What this task involves:
Look for the string "components" and copy every line that has it.

(Interface markup and scripts)
+ + +

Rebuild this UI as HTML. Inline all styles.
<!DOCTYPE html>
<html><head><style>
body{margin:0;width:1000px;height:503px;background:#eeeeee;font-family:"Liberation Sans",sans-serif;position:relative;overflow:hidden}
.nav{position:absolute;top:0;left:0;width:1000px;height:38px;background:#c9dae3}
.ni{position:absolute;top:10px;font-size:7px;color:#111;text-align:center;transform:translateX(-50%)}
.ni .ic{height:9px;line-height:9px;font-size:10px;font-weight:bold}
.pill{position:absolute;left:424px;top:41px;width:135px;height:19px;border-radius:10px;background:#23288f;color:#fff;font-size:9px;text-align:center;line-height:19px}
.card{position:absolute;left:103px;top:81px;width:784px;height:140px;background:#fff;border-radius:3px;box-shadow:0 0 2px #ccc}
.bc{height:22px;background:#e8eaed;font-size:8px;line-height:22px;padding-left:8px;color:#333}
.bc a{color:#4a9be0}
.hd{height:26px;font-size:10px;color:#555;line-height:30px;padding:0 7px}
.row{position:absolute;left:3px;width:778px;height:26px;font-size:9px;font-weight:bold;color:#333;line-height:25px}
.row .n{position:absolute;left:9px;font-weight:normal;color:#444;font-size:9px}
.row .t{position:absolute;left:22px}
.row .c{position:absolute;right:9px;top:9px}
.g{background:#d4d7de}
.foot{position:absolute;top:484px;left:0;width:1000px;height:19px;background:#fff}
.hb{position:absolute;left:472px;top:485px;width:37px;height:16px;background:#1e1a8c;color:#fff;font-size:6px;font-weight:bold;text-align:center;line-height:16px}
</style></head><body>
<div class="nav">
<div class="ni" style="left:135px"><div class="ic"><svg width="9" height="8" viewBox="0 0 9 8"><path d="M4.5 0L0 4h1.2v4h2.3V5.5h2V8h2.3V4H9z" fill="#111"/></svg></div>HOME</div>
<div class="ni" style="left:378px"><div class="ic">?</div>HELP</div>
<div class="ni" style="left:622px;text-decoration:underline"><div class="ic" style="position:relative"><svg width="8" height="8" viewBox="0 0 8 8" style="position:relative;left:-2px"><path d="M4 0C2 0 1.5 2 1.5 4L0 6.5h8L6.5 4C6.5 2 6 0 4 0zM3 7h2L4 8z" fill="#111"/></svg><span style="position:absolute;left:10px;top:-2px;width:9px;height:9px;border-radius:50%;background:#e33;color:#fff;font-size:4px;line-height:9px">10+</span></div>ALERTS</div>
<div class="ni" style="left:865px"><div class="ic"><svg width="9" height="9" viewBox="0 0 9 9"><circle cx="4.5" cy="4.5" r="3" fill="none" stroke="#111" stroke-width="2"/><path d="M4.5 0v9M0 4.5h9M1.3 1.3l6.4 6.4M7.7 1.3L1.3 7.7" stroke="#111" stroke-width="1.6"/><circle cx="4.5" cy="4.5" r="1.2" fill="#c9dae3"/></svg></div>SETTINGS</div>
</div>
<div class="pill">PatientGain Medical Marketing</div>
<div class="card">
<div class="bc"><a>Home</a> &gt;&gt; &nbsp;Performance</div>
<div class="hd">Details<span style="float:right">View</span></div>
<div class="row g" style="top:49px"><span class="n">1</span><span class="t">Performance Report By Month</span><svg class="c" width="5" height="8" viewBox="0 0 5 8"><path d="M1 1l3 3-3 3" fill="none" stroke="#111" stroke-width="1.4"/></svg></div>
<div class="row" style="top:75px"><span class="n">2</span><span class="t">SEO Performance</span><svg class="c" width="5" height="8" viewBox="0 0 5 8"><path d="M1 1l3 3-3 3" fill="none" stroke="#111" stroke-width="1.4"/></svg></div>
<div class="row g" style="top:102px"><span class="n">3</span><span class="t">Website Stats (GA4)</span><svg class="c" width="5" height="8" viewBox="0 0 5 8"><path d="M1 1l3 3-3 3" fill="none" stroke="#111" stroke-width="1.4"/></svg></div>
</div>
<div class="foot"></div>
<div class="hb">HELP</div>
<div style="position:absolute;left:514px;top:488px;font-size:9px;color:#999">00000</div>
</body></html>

+ + +

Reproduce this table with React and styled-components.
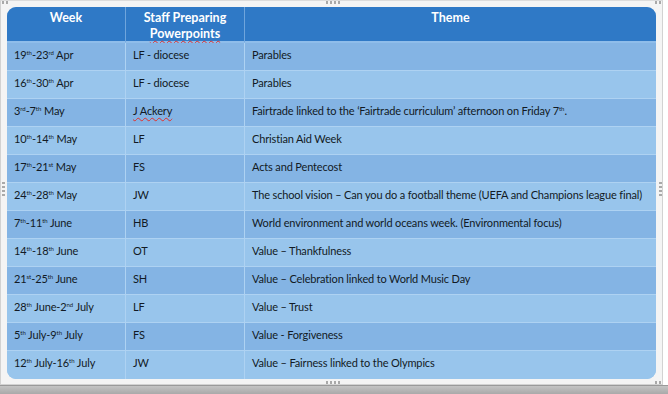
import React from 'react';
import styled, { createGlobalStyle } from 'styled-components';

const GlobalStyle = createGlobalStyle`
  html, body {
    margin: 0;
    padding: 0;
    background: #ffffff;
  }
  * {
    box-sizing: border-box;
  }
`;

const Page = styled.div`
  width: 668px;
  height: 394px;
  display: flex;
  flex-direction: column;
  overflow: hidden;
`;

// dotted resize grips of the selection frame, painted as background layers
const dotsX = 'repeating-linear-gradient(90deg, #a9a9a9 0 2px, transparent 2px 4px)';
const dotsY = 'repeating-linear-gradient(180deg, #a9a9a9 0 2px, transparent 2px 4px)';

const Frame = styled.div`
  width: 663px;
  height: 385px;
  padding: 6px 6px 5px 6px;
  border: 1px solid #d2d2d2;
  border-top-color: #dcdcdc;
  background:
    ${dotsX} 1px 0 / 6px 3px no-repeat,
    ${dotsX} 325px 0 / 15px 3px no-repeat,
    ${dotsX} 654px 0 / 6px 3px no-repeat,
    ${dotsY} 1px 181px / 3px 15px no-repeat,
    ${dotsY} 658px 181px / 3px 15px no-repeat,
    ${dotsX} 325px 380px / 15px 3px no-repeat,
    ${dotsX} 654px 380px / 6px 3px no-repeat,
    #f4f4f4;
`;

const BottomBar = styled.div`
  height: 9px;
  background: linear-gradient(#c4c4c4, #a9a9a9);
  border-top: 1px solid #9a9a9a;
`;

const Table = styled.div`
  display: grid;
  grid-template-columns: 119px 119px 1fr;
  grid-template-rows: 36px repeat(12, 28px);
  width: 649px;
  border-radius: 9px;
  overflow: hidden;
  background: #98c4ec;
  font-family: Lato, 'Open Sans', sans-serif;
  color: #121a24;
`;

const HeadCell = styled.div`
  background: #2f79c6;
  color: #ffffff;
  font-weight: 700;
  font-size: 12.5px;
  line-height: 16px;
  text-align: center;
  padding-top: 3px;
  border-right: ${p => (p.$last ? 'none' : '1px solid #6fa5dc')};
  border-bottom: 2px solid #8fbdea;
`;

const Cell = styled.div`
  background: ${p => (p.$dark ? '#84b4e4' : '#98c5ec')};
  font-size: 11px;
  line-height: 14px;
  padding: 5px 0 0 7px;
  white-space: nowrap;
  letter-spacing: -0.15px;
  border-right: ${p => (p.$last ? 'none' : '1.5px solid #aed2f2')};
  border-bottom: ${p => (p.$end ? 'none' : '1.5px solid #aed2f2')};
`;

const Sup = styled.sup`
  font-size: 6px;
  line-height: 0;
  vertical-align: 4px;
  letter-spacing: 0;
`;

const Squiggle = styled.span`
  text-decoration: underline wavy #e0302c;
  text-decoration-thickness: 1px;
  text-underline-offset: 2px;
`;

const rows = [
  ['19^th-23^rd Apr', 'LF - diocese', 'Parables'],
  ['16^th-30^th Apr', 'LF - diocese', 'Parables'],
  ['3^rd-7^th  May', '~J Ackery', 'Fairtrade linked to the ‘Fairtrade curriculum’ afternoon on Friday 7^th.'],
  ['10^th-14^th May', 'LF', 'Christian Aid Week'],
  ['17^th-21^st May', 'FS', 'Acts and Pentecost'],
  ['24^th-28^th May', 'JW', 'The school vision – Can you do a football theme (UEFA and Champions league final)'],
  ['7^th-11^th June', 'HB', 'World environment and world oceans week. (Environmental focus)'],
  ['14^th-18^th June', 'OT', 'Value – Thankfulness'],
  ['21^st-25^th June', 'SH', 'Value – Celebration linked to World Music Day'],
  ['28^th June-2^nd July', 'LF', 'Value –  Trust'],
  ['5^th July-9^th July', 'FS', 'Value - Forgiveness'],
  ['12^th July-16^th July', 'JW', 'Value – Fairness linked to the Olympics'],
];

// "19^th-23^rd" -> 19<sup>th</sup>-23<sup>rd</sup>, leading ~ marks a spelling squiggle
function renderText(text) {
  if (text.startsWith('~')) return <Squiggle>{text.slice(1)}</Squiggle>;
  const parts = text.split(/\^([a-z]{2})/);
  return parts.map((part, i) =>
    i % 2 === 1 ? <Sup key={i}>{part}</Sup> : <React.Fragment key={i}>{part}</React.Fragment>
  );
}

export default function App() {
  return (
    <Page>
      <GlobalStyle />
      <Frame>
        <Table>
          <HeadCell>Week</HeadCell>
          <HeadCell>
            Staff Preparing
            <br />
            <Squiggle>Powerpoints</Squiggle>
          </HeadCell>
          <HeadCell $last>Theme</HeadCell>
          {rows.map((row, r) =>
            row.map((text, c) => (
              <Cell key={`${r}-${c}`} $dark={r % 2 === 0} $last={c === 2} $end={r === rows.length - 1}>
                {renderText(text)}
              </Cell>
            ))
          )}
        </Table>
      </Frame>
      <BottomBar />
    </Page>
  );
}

+ + +

The reply:
Reproduce this table with React and styled-components.
import styled, { createGlobalStyle } from 'styled-components';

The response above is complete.